Pro pumpkin carver Robbie Beniuk looks on as a massive pumpkin is loaded up to make its way north for a carving in Edmonton. (Mike Symington/CBC)

This might be the largest soon-to-be-carved pumpkin in Canadian history and it's on the way to Edmonton to raise funds for a children's charity, Battle of Alberta style.

The 1,884-pound pumpkin will be carved either in a Calgary Flames or Edmonton Oilers theme, the professional carver told CBC News Tuesday.

The enormous gourd is en route to Edmonton to raise funds for a children’s charity, Battle of Alberta style. 0:58

"I'm just going to make a really savage jack-o'-lantern," Robbie Beniuk said.

Beniuk is now based in Ontario but has Alberta roots and some might say a vested interest.

"Basically, whatever city raises the most money, I'm going to theme this thing to their NHL team. It's going to be themed to the Flames glory, with the Oilers crushed in its jaws, guts everywhere, or it's going to be Edmonton. I'm impartial," he said, while sporting an Oilers jersey.

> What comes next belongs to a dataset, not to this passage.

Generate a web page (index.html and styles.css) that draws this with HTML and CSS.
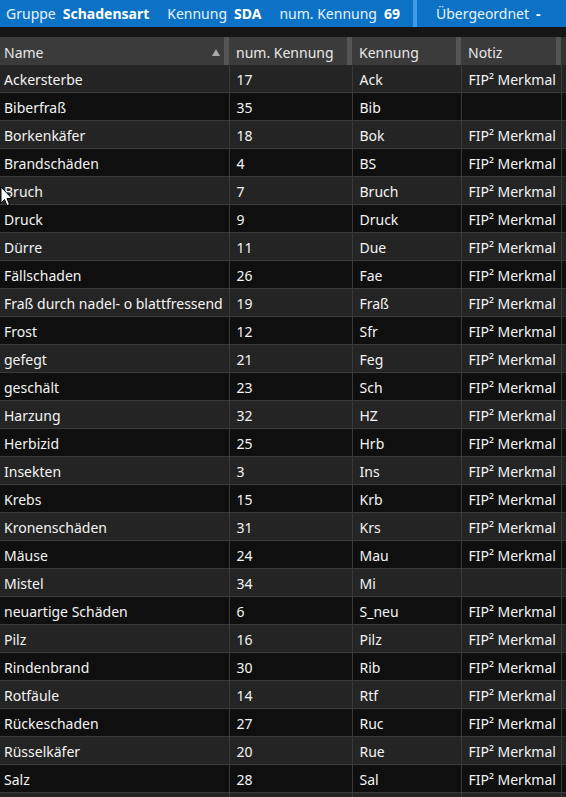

Robbie Beniuk is an Ontario-based pro pumpkin carver with Alberta roots. (Mike Symington/CBC)

The voting and fundraising is online but ends Oct. 28, and the money goes to Little Warriors, a Canadian charity that works to prevent and treat child sexual abuse.

The huge pumpkin also represents a bit of a challenge to its custodian.

"Some people golf. Some people fish. I grow pumpkins," pumpkin grower Eddy Zaychkowsky said.

While Zaychkowsky didn't grow this specific pumpkin, he is somewhat of an expert in the field.

"They said you can't grow pumpkins in southern Alberta. It's a desert. I remember those words, yes," he said.

"So 17 years and a potload of money, and here we are. We can do it."

Eddy Zaychkowsky is a bit of a pumpkin expert. (Mike Symington/CBC)

Zaychkowsky says there's a lot of work that goes into it.

"We fertilize these to the point where anything else would die, but these absorb it, and they take it. When these pumpkins are in their prime, they'll gain 60 pounds in a day, in 24 hours, religiously," he explained.

"This is our hobby. This isn't a business. We do it for the charities, and for the kids."